The previous two years had seen the start of the War of Independence in January 1919; Bloody Sunday in Dublin and the burning of Cork by the Black and Tans in 1920, hunger strikes and executions.

“Right down to that day (of the king’s speech) violence was continuing on a massive scale all over the island, in Belfast as much as in Cork," Dr Phoenix said.

The king and queen parade through central Belfast after George V officially opened the Northern Ireland Parliament in June 1921. Picture from The London Illustrated News
The king and queen parade through central Belfast after George V officially opened the Northern Ireland Parliament in June 1921. Picture from The London Illustrated News The king and queen parade through central Belfast after George V officially opened the Northern Ireland Parliament in June 1921. Picture from The London Illustrated News

The king - the grandfather of Queen Elizabeth - had long held an interest in Ireland.

Seven years earlier, in 1914, he called a conference at Buckingham Palace in London - where unionist leader Edward Carson met nationalist leader John Redmond - to try and stop a civil war between the UVF and the Irish Volunteers.

Although the talks broke down, a war was averted.

The king's advisers told him not to visit Belfast in 1921.

However, the South African Prime Minister Jan Smuts, who had rebelled against the British crown during the Boer War but had also been part of the Imperial War Cabinet during the First World War, is thought to have suggested it.

Smuts, who was a friend of executed republican Roger Casement’s brother Tom, had met the Sinn Féin leadership, including Éamon de Valera, in Dublin.

“He (Smuts) seems to have suggested to the king, weeks before the Northern Ireland Parliament opened, that he (the king) might go to Belfast and say something telling," Dr Phoenix said.

Chairs used by King George V and Queen Mary at opening of first Northern Ireland Parliament at Belfast City Hall have been refurbished
Chairs used by King George V and Queen Mary at opening of first Northern Ireland Parliament at Belfast City Hall have been refurbished Chairs used by King George V and Queen Mary at opening of first Northern Ireland Parliament at Belfast City Hall have been refurbished

During the visit, King George was determined not to be a mouthpiece for Northern Ireland Prime Minister James Craig, whose Ulster Unionist Party had won a landslide of 40 of 52 Parliamentary seats in the May elections.

Several drafts of the speech were written, including interventions by Smuts, the king himself, Prime Minister David Lloyd George and Craig.

However, the king's private secretary, Lord Stamfordham recorded that the monarch was "very distressed" by the draft speech from Craig, saying the unionist was "trying to make me the mouthpiece of Ulster rather than the voice of Empire".
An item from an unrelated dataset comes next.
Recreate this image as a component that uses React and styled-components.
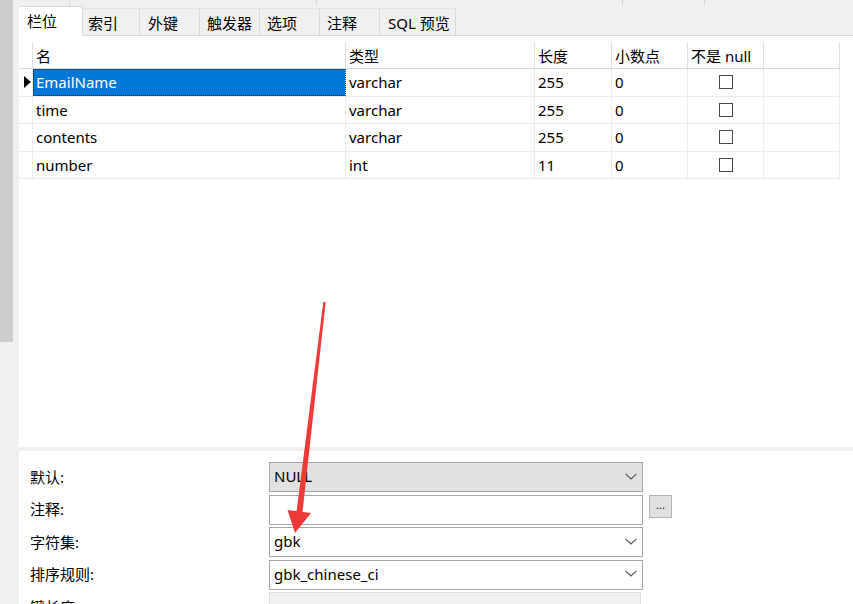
import styled, { createGlobalStyle } from "styled-components";

const GlobalStyle = createGlobalStyle`
  * { box-sizing: border-box; }
  body {
    margin: 0;
    background: #fff;
    color: #000;
    font-family: "Noto Sans", "Noto Sans CJK SC", sans-serif;
    font-size: 15px;
  }
`;

const Page = styled.div`
  position: relative;
  display: flex;
  width: 853px;
  height: 604px;
  overflow: hidden;
`;

const LeftRail = styled.div`
  flex: none;
  width: 19px;
  background: #f0f0f0;
`;

const RailThumb = styled.div`
  width: 13px;
  height: 342px;
  background: #cdcdcd;
`;

const Main = styled.div`
  flex: 1;
  min-width: 0;
  display: flex;
  flex-direction: column;
`;

const TopStrip = styled.div`
  display: flex;
  height: 7px;
  background: #f0f0f0;
`;

const StripSeg = styled.div`
  width: ${(p) => p.$w}px;
  height: 6px;
  border-right: 1px solid #d9d9d9;
`;

const TabBar = styled.div`
  display: flex;
  align-items: flex-end;
  height: 29px;
  background: #f0f0f0;
  border-bottom: 1px solid #d9d9d9;
`;

const Tab = styled.div`
  display: flex;
  align-items: center;
  width: ${(p) => p.$w}px;
  height: ${(p) => (p.$active ? 30 : 27)}px;
  margin-bottom: ${(p) => (p.$active ? -1 : 0)}px;
  padding-left: ${(p) => p.$pad}px;
  padding-bottom: ${(p) => (p.$active ? 2 : 0)}px;
  background: ${(p) => (p.$active ? "#fff" : "#f0f0f0")};
  border-top: 1px solid ${(p) => (p.$active ? "#d9d9d9" : "#e4e4e4")};
  border-right: 1px solid #d9d9d9;
  white-space: nowrap;
`;

const GridArea = styled.div`
  height: 411px;
  padding-top: 6px;
  background: #fff;
`;

const COLS = "14px 313px 189px 77px 76px 76px 76px";

const GridRow = styled.div`
  display: grid;
  grid-template-columns: ${COLS};
  height: ${(p) => (p.$head ? 27 : 27.5)}px;
  border-bottom: 1px solid ${(p) => (p.$head ? "#dadada" : "#ececec")};
  width: 821px;
`;

const Cell = styled.div`
  display: flex;
  align-items: center;
  justify-content: ${(p) => (p.$center ? "center" : "flex-start")};
  padding-left: ${(p) => (p.$center ? 0 : 3)}px;
  border-right: 1px solid ${(p) => (p.$head ? "#e2e2e2" : "#ececec")};
  background: ${(p) => (p.$selected ? "#0078d7" : "transparent")};
  color: ${(p) => (p.$selected ? "#fff" : "#000")};
  outline: ${(p) => (p.$selected ? "1px dotted #2a2a2a" : "none")};
  outline-offset: -1px;
  white-space: nowrap;
  overflow: hidden;
`;

const Pointer = styled.span`
  width: 0;
  height: 0;
  margin-left: 2px;
  border-top: 6px solid transparent;
  border-bottom: 6px solid transparent;
  border-left: 7px solid #000;
`;

const CheckBox = styled.span`
  width: 14px;
  height: 14px;
  border: 1px solid #4a4a4a;
  background: #fff;
`;

const Band = styled.div`
  height: 4px;
  background: #f0f0f0;
`;

const FormPanel = styled.div`
  flex: 1;
  padding: 11px 0 0 11px;
  background: #fff;
  overflow: hidden;
`;

const FormRow = styled.div`
  display: flex;
  align-items: center;
  height: 30px;
  margin-bottom: 2.5px;
`;

const Label = styled.div`
  width: 239px;
  flex: none;
  padding-bottom: 2px;
`;

const Field = styled.div`
  display: flex;
  align-items: center;
  justify-content: space-between;
  width: ${(p) => (p.$disabled ? 372 : 374)}px;
  height: 30px;
  padding: 0 5px 2px 4px;
  border: 1px solid ${(p) => (p.$disabled ? "#dedede" : "#a6a6a6")};
  background: ${(p) =>
    p.$disabled ? "#f0f0f0" : p.$gray ? "#e1e1e1" : "#fff"};
`;

const DotsButton = styled.div`
  align-self: flex-start;
  display: flex;
  align-items: center;
  justify-content: center;
  width: 23px;
  height: 23px;
  margin-left: 6px;
  border: 1px solid #b4b4b4;
  background: #e1e1e1;
  font-size: 11px;
  line-height: 1;
  padding-bottom: 3px;
  color: #222;
`;

const Overlay = styled.svg`
  position: absolute;
  left: 0;
  top: 0;
  pointer-events: none;
`;

const Chevron = () => (
  <svg width="12" height="7" viewBox="0 0 12 7">
    <polyline points="0.5,0.8 6,6 11.5,0.8" fill="none" stroke="#555" strokeWidth="1.1" />
  </svg>
);

const tabs = [
  { label: "栏位", w: 64, pad: 8, active: true },
  { label: "索引", w: 57, pad: 5 },
  { label: "外键", w: 60, pad: 8 },
  { label: "触发器", w: 60, pad: 7 },
  { label: "选项", w: 60, pad: 7 },
  { label: "注释", w: 60, pad: 7 },
  { label: "SQL 预览", w: 76, pad: 8 },
];

const fields = [
  { name: "EmailName", type: "varchar", len: "255", dec: "0" },
  { name: "time", type: "varchar", len: "255", dec: "0" },
  { name: "contents", type: "varchar", len: "255", dec: "0" },
  { name: "number", type: "int", len: "11", dec: "0" },
];

export default function App() {
  return (
    <Page>
      <GlobalStyle />
      <LeftRail>
        <RailThumb />
      </LeftRail>
      <Main>
        <TopStrip>
          <StripSeg $w={51} />
          <StripSeg $w={247} />
          <StripSeg $w={306} />
          <StripSeg $w={82} />
        </TopStrip>
        <TabBar>
          {tabs.map((t) => (
            <Tab key={t.label} $w={t.w} $pad={t.pad} $active={t.active}>
              {t.label}
            </Tab>
          ))}
        </TabBar>
        <GridArea>
          <GridRow $head>
            <Cell $head />
            <Cell $head>名</Cell>
            <Cell $head>类型</Cell>
            <Cell $head>长度</Cell>
            <Cell $head>小数点</Cell>
            <Cell $head>不是 null</Cell>
            <Cell $head />
          </GridRow>
          {fields.map((f, i) => (
            <GridRow key={f.name}>
              <Cell>{i === 0 && <Pointer />}</Cell>
              <Cell $selected={i === 0}>{f.name}</Cell>
              <Cell>{f.type}</Cell>
              <Cell>{f.len}</Cell>
              <Cell>{f.dec}</Cell>
              <Cell $center>
                <CheckBox />
              </Cell>
              <Cell />
            </GridRow>
          ))}
        </GridArea>
        <Band />
        <FormPanel>
          <FormRow>
            <Label>默认:</Label>
            <Field $gray>
              <span>NULL</span>
              <Chevron />
            </Field>
          </FormRow>
          <FormRow>
            <Label>注释:</Label>
            <Field />
            <DotsButton>...</DotsButton>
          </FormRow>
          <FormRow>
            <Label>字符集:</Label>
            <Field>
              <span>gbk</span>
              <Chevron />
            </Field>
          </FormRow>
          <FormRow>
            <Label>排序规则:</Label>
            <Field>
              <span>gbk_chinese_ci</span>
              <Chevron />
            </Field>
          </FormRow>
          <FormRow>
            <Label>键长度:</Label>
            <Field $disabled />
          </FormRow>
        </FormPanel>
      </Main>
      <Overlay width="853" height="604" viewBox="0 0 853 604">
        <polygon points="323.3,302 325.7,302 302.5,512 296.5,512" fill="#f03a3a" />
        <polygon points="287.5,510 311,513 295,533" fill="#f03a3a" />
      </Overlay>
    </Page>
  );
}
The visit itself sparked a major security operation.

Huge numbers of troops massed in Belfast, detectives arrived from London, and pubs were closed until half five that day.

Massive crowds, almost exclusively Protestant and unionist, greeted the king and his wife, Queen Mary as they made their way through the city.

When the king spoke, his address was “transformative”, Dr Phoenix said.

How The Irish News reported George V's speech on June 22 1921
How The Irish News reported George V's speech on June 22 1921 How The Irish News reported George V's speech on June 22 1921

The king said he prayed that his visit might be a first step towards peace in Ireland.

“In that hope, I appeal to all Irishmen to pause, to stretch out the hand of forbearance and conciliation, to forgive and to forget, and to join in making for the land which they love a new era of peace, contentment, and goodwill,” he said.

He added: “May this historic gathering be the prelude of a day in which the Irish people, North and South, under one Parliament or two, as those Parliaments may themselves decide, shall work together in common love for Ireland upon the sure foundations of mutual justice and respect.”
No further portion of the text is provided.